She maintained she died and went to heaven at age 5 after coming down with typhomalarial fever, but was revived with a tea brewed by her grandmother, a midwife and herbalist. It took her a year to learn to walk again.
Kirkland's family fled Ellisville when she was 7 after her father, a Baptist minister, and his friend were threatened with lynching. She vowed never to set foot in Mississippi again.
“My dad came home at 12:30 in the morning,” Kirkland told an interviewer from Equal Justice Initiative in 2015. “And he said, ‘Rochelle, I got to leave. Get the children together, then you leave early in the morning.’
Kirkland's father told them that the friend returned several years later and was hung to death in a public lynching in Ellisville in 1919.
Kirkland's family arrived by train in East St. Louis, Ill., where they spent two years before the violent East St. Louis Race Riots of 1917. They resettled in Alliance, Ohio, where her parents ran a boarding house. They were threatened again, this time by the Ku Klux Klan, whose members burned a cross in their front yard. German neighbors fond of Mrs. Kirkland's father came to the family's defense, hoisting Lugers and rifles to ward off attackers.
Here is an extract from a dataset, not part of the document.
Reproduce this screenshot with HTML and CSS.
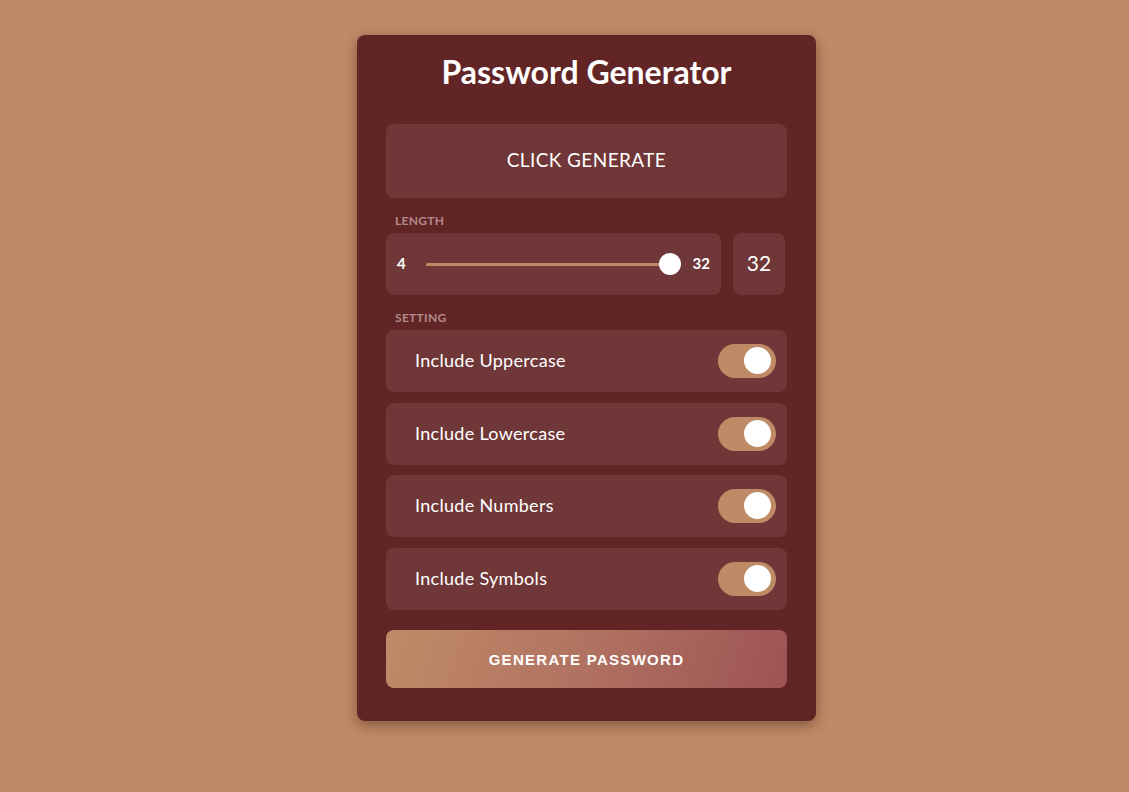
FILE: index.html
```html
<!DOCTYPE html>
<html lang="en">
<head>
<meta charset="utf-8">
<title>Password Generator</title>
<link rel="stylesheet" href="styles.css">
</head>
<body>
<main class="card">
  <h1 class="title">Password Generator</h1>
  <div class="result">CLICK GENERATE</div>

  <div class="label">LENGTH</div>
  <div class="length-row">
    <div class="slider-box">
      <span class="num">4</span>
      <div class="track">
        <div class="thumb"></div>
      </div>
      <span class="num">32</span>
    </div>
    <div class="value-box">32</div>
  </div>

  <div class="label">SETTING</div>
  <div class="settings">
    <div class="setting"><span>Include Uppercase</span><span class="toggle"><span class="knob"></span></span></div>
    <div class="setting"><span>Include Lowercase</span><span class="toggle"><span class="knob"></span></span></div>
    <div class="setting"><span>Include Numbers</span><span class="toggle"><span class="knob"></span></span></div>
    <div class="setting"><span>Include Symbols</span><span class="toggle"><span class="knob"></span></span></div>
  </div>

  <button class="generate">GENERATE PASSWORD</button>
</main>
</body>
</html>
```

FILE: styles.css
```css
* { box-sizing: border-box; }

body {
  margin: 0;
  min-height: 792px;
  background: #bf8b67;
  display: flex;
  justify-content: center;
  align-items: flex-start;
  padding: 35px 0 0 44px;
  font-family: "Lato", "Noto Sans", sans-serif;
  color: #fff;
}

.card {
  width: 459px;
  background: #622526;
  border-radius: 8px;
  padding: 0 29px 33px;
  box-shadow: 0 4px 14px rgba(60, 20, 10, 0.45);
}

.title {
  margin: 0 0 34px;
  padding-top: 18px;
  font-size: 32px;
  line-height: 37px;
  font-weight: 700;
  text-align: center;
}

.result {
  height: 74px;
  background: #703738;
  border-radius: 8px;
  display: flex;
  align-items: center;
  justify-content: center;
  padding-bottom: 3px;
  font-size: 19px;
  letter-spacing: 0.4px;
}

.label {
  margin: 16px 0 5px 9px;
  font-size: 12px;
  line-height: 14px;
  font-weight: 700;
  letter-spacing: 0.3px;
  color: #b28b8b;
}

.length-row {
  display: grid;
  grid-template-columns: 1fr 52px;
  gap: 12px;
  margin-right: 2px;
}

.slider-box {
  height: 62px;
  background: #703738;
  border-radius: 8px;
  display: flex;
  align-items: center;
  padding: 0 11px;
}

.num {
  font-size: 15px;
  font-weight: 700;
  padding-bottom: 2px;
}

.track {
  position: relative;
  flex: 1;
  height: 3px;
  margin: 0 23px 0 20px;
  background: #bf8b67;
  border-radius: 2px;
}

.thumb {
  position: absolute;
  right: -11px;
  top: 50%;
  width: 22px;
  height: 22px;
  margin-top: -11px;
  border-radius: 50%;
  background: #fff;
}

.value-box {
  height: 62px;
  background: #703738;
  border-radius: 8px;
  display: flex;
  align-items: center;
  justify-content: center;
  padding-bottom: 3px;
  font-size: 21px;
}

.settings {
  display: flex;
  flex-direction: column;
  gap: 10.5px;
}

.setting {
  height: 62px;
  background: #703738;
  border-radius: 8px;
  display: flex;
  align-items: center;
  justify-content: space-between;
  padding: 0 11px 0 29px;
  font-size: 18px;
  letter-spacing: 0.3px;
}

.setting > span:first-child {
  padding-bottom: 2px;
}

.toggle {
  position: relative;
  width: 58px;
  height: 34px;
  border-radius: 17px;
  background: #bf8b67;
}

.knob {
  position: absolute;
  right: 5px;
  top: 3px;
  width: 27px;
  height: 27px;
  border-radius: 50%;
  background: #fff;
}

.generate {
  display: block;
  width: 100%;
  height: 58px;
  margin-top: 20.5px;
  border: 0;
  border-radius: 8px;
  background: linear-gradient(110deg, #c08b68 0%, #b27562 45%, #9d5354 100%);
  color: #fff;
  font-family: "Liberation Sans", Arial, sans-serif;
  font-size: 15px;
  font-weight: 700;
  letter-spacing: 1.3px;
}
```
She married one of the boarders, a railroad worker named Albert Kirkland, when she was 15 and they moved to Buffalo in 1924. They raised nine children.
After Kirkland's husband, a steelworker in Buffalo, died in 1959, and with only an eighth grade education, she became a sales representative for Avon.
A Buffalo News story on centenarians in 2016 noted that Kirkland was still selling Avon products at age 107.age 107.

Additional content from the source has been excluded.